## begin GIVEN DATA
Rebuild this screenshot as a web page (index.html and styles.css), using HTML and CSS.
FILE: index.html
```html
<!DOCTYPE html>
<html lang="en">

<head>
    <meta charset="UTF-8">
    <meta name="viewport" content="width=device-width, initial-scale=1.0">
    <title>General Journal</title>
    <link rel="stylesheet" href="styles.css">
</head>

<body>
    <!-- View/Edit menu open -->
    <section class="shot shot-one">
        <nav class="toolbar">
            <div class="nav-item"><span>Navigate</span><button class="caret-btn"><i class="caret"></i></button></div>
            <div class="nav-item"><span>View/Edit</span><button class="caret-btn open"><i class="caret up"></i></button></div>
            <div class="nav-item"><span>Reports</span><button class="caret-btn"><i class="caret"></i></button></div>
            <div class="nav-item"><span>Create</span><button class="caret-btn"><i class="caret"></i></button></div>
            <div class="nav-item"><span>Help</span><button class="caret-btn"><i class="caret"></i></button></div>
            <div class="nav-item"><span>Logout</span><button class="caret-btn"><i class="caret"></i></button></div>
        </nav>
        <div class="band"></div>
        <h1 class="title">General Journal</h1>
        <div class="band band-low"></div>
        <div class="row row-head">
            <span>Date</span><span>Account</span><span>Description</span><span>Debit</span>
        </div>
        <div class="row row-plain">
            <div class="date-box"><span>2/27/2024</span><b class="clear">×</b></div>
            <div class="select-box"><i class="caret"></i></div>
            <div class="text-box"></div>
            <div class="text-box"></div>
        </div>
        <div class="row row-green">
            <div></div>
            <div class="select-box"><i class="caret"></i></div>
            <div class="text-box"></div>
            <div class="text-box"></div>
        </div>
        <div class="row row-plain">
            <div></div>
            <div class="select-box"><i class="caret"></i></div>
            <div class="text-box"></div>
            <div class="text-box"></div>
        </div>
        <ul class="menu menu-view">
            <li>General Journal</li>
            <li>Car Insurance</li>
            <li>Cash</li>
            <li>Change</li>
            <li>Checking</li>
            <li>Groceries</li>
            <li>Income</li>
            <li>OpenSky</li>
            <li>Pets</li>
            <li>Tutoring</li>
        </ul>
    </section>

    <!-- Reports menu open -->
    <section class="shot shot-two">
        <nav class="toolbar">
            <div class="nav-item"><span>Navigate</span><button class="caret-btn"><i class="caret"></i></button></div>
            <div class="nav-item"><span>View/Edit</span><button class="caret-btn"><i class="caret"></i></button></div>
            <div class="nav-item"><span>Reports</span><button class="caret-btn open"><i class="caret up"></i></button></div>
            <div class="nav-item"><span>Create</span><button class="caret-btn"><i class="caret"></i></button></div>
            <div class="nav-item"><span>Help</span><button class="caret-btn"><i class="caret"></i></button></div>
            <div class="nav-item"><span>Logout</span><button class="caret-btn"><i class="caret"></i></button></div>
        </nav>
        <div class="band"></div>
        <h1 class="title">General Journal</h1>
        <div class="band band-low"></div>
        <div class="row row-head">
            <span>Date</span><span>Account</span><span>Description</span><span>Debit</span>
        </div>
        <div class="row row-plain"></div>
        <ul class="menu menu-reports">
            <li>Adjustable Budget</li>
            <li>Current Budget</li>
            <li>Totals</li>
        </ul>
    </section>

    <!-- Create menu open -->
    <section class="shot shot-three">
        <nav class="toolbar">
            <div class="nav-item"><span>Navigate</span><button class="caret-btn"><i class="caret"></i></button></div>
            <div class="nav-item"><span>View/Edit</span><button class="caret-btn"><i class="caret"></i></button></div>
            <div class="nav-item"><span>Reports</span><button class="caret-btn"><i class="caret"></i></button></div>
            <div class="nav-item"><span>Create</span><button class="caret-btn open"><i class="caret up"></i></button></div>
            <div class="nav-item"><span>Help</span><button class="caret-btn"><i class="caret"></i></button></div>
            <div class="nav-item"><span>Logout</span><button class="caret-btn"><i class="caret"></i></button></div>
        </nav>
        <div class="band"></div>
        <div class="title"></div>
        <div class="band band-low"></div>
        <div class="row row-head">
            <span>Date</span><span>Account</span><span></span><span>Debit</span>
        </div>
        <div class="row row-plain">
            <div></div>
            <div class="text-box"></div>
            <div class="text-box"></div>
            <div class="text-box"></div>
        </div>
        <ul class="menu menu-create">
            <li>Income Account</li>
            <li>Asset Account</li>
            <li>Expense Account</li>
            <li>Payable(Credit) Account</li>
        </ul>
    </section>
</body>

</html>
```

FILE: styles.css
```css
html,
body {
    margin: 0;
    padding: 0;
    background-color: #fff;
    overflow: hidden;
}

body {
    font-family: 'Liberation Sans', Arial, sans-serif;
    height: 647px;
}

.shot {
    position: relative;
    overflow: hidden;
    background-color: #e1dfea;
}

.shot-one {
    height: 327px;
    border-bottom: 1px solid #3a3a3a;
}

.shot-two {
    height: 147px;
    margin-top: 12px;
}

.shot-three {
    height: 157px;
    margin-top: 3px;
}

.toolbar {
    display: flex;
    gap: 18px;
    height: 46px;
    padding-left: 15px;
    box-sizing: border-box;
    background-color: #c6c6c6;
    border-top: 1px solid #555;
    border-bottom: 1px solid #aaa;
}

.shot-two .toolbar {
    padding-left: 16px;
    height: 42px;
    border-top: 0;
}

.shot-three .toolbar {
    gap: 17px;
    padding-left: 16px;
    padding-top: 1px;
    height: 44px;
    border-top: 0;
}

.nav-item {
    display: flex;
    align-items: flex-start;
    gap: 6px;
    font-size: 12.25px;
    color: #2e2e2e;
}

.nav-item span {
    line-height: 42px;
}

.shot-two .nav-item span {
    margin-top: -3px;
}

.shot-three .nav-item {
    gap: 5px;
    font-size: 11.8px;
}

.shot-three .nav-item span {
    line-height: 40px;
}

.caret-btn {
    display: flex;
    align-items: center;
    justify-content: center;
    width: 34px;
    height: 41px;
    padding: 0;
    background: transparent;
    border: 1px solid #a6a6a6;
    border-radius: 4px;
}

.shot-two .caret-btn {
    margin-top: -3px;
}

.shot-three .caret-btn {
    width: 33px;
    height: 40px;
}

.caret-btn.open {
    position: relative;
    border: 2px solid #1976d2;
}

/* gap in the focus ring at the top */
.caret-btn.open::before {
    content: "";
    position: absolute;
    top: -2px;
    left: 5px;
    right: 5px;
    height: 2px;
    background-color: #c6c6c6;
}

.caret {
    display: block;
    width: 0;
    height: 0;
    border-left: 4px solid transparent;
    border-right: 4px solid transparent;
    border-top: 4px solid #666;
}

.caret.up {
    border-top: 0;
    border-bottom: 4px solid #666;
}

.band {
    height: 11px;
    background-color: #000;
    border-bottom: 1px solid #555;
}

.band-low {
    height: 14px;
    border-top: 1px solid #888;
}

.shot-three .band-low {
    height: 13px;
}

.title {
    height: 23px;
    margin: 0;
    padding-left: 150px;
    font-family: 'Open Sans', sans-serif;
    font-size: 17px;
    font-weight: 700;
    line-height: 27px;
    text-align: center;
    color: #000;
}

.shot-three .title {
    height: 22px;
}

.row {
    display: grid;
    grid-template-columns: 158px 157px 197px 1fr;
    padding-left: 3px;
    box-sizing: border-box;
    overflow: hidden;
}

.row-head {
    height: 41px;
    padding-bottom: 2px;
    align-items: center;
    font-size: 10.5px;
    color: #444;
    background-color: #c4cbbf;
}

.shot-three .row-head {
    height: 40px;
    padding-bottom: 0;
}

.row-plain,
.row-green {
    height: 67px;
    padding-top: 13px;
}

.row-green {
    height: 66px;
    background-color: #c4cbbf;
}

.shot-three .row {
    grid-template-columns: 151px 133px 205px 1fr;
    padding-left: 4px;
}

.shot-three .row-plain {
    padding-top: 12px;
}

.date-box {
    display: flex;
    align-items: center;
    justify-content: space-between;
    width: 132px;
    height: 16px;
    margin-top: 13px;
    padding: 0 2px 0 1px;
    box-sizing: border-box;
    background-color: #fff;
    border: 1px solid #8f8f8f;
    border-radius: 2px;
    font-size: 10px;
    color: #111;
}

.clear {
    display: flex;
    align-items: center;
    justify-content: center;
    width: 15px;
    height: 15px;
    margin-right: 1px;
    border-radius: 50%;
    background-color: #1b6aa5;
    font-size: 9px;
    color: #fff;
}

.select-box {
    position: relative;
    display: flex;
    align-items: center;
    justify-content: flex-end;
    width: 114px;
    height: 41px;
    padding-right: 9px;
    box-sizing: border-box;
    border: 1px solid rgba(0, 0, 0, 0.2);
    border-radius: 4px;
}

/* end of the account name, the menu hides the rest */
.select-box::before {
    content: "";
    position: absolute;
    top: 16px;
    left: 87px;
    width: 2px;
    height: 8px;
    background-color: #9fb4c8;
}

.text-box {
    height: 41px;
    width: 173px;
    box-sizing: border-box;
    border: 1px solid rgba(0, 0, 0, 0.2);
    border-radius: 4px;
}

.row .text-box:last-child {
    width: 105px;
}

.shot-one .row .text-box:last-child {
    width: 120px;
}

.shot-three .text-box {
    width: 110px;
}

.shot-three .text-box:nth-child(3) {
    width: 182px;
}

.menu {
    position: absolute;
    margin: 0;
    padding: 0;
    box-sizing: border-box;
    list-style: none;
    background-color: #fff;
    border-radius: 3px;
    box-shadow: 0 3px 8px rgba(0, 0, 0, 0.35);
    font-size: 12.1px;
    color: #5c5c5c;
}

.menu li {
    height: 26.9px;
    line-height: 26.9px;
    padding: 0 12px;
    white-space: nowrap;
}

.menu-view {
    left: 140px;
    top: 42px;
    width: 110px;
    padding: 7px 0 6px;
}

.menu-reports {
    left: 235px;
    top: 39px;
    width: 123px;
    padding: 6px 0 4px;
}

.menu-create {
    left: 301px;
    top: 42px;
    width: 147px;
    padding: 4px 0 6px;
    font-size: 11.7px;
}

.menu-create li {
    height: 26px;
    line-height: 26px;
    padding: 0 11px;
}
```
## end GIVEN DATA
## begin GIVEN DATA
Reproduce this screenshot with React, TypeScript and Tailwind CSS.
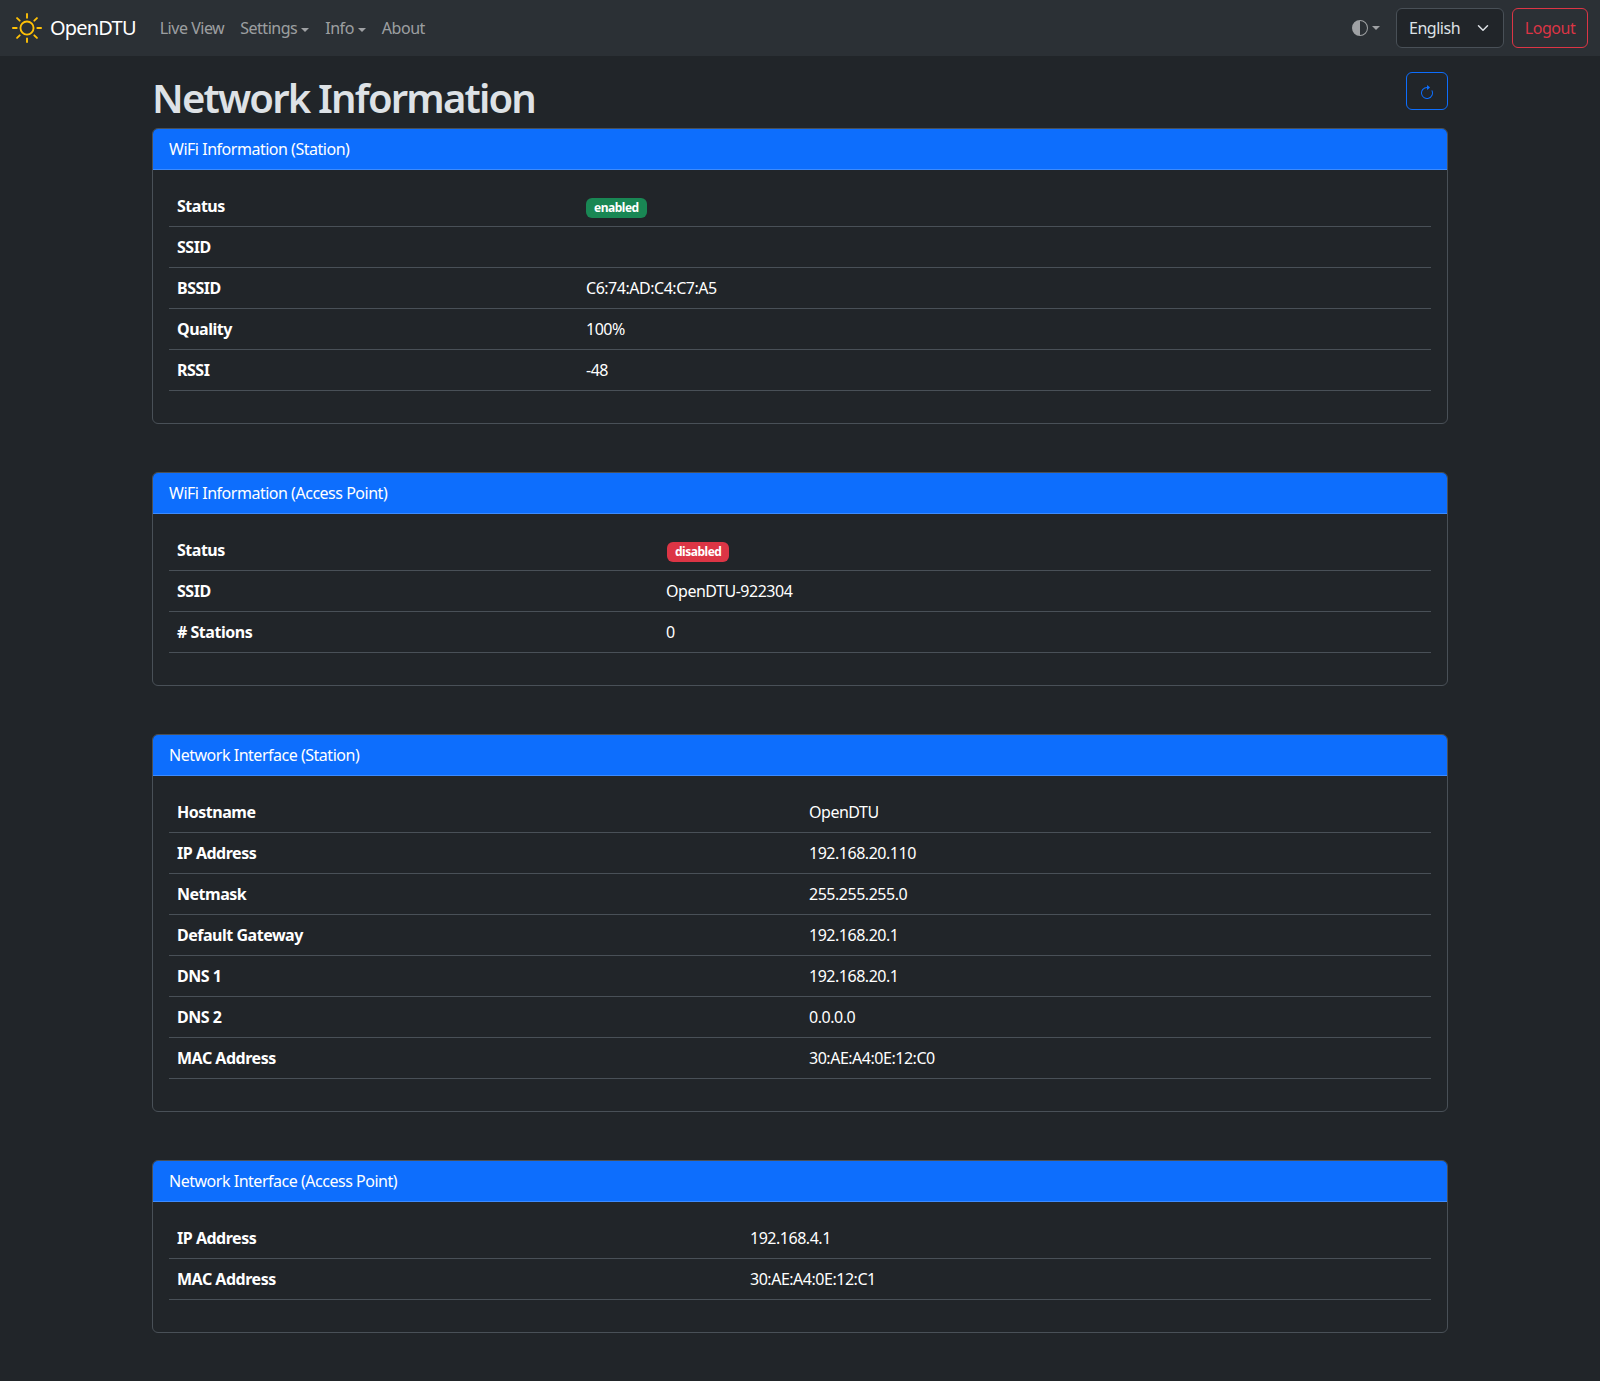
## end GIVEN DATA
## begin GIVEN DATA
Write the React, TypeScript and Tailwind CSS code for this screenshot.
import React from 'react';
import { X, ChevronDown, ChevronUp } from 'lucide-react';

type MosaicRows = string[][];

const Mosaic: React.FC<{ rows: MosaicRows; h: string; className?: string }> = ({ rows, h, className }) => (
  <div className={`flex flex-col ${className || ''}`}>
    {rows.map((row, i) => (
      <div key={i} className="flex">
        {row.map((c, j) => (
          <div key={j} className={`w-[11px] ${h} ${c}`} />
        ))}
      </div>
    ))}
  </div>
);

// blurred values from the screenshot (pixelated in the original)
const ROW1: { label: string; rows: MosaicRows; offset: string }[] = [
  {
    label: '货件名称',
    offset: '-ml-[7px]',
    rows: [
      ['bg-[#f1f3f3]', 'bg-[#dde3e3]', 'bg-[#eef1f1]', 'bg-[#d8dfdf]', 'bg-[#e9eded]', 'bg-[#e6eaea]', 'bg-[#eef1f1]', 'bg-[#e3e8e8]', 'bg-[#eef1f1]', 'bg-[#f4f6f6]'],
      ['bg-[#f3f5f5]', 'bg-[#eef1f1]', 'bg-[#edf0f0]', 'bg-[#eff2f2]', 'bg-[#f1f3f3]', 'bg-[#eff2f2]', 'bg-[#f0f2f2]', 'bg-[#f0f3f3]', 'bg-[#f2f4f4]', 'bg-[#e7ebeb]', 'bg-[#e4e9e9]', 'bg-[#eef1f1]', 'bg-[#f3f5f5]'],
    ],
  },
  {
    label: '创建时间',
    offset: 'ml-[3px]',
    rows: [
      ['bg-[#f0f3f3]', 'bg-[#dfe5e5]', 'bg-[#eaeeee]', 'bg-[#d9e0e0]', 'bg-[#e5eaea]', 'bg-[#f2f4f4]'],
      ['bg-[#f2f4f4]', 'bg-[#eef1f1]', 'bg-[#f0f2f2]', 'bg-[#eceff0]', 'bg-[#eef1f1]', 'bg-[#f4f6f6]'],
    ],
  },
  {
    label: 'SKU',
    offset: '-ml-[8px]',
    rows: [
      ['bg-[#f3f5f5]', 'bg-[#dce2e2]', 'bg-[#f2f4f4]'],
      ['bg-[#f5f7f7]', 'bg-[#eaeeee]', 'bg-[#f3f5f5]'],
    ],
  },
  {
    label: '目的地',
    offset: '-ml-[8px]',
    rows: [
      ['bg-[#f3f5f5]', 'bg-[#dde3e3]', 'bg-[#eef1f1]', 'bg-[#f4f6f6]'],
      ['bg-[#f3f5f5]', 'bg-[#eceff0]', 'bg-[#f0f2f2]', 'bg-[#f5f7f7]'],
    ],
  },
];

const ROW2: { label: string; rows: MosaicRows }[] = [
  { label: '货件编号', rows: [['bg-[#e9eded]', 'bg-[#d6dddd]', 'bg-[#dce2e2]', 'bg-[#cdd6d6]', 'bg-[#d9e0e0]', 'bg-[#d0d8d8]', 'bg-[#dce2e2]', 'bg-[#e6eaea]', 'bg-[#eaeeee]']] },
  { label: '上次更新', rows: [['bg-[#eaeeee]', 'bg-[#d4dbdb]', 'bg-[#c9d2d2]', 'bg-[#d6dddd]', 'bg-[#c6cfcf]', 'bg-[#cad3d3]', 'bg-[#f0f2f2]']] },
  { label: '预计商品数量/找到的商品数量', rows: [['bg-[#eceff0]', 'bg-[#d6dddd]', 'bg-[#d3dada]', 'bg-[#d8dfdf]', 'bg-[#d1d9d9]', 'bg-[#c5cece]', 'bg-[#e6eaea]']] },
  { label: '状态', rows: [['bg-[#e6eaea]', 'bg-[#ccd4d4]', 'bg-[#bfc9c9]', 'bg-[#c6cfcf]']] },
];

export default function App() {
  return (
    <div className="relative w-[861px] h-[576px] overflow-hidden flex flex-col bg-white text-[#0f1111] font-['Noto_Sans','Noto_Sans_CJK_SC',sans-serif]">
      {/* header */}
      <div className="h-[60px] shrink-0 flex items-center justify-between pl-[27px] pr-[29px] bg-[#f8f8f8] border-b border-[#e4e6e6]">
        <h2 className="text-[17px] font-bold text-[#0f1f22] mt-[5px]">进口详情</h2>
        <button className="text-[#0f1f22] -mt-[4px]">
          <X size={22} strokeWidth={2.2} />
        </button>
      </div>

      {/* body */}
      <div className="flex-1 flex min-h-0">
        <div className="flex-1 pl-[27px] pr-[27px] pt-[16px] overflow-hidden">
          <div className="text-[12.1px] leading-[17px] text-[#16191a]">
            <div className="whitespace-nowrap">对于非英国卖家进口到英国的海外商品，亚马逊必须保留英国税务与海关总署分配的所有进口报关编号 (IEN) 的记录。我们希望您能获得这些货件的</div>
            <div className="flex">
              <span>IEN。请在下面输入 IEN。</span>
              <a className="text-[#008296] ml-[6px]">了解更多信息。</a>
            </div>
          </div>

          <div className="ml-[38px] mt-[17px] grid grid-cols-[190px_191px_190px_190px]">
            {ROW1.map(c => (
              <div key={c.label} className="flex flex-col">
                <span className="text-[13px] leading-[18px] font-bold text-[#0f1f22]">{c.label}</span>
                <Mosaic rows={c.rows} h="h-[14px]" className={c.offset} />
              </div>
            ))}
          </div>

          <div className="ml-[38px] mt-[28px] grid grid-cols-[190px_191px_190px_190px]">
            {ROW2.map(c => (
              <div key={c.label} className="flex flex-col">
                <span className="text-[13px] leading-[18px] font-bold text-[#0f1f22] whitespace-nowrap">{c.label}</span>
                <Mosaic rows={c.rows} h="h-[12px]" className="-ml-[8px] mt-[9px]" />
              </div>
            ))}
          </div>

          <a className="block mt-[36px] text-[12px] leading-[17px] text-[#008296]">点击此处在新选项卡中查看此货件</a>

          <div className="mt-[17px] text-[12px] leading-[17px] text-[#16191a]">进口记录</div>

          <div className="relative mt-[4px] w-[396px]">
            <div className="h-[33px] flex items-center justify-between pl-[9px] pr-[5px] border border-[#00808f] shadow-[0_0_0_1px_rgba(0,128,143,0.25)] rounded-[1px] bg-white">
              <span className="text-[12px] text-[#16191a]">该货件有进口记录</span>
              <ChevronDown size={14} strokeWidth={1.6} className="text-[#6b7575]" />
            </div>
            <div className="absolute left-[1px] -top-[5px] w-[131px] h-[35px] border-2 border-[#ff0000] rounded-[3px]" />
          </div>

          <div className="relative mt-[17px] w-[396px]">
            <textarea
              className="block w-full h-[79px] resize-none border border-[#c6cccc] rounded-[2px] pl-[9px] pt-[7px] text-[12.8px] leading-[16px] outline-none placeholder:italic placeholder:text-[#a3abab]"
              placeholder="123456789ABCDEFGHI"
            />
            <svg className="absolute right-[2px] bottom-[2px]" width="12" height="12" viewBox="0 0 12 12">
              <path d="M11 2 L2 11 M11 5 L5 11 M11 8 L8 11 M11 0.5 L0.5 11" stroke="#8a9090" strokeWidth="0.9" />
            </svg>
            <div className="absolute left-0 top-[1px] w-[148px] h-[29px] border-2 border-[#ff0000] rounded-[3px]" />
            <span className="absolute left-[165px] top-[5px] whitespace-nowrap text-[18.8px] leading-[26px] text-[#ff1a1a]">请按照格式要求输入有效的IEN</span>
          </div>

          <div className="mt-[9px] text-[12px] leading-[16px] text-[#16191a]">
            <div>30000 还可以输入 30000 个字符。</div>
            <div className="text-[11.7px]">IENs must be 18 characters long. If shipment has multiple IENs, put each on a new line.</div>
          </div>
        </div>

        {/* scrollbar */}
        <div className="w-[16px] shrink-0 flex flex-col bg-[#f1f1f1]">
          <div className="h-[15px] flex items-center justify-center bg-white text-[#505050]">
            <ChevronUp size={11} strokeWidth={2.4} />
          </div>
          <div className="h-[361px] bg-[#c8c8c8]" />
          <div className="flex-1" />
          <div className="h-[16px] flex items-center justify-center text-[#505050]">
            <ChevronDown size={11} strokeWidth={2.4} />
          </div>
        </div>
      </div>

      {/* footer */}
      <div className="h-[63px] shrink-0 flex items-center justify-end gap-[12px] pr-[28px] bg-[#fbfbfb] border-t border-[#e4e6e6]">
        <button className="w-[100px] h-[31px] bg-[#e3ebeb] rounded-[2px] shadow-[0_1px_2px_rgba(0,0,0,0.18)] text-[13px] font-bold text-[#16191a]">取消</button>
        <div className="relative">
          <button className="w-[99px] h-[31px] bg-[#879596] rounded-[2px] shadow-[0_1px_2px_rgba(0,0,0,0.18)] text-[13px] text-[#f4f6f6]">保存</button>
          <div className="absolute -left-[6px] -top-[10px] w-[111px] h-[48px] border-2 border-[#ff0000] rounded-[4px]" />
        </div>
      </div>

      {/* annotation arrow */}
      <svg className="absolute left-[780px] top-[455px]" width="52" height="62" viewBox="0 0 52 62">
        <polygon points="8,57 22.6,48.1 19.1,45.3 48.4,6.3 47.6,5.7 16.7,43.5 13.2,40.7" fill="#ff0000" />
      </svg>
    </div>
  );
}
## end GIVEN DATA
**EXERCISE DETAILS**: Keep only the lines that hold the string "index", and copy them out.

**RESPONSE TO THE EXERCISE**:
Rebuild this screenshot as a web page (index.html and styles.css), using HTML and CSS.
FILE: index.html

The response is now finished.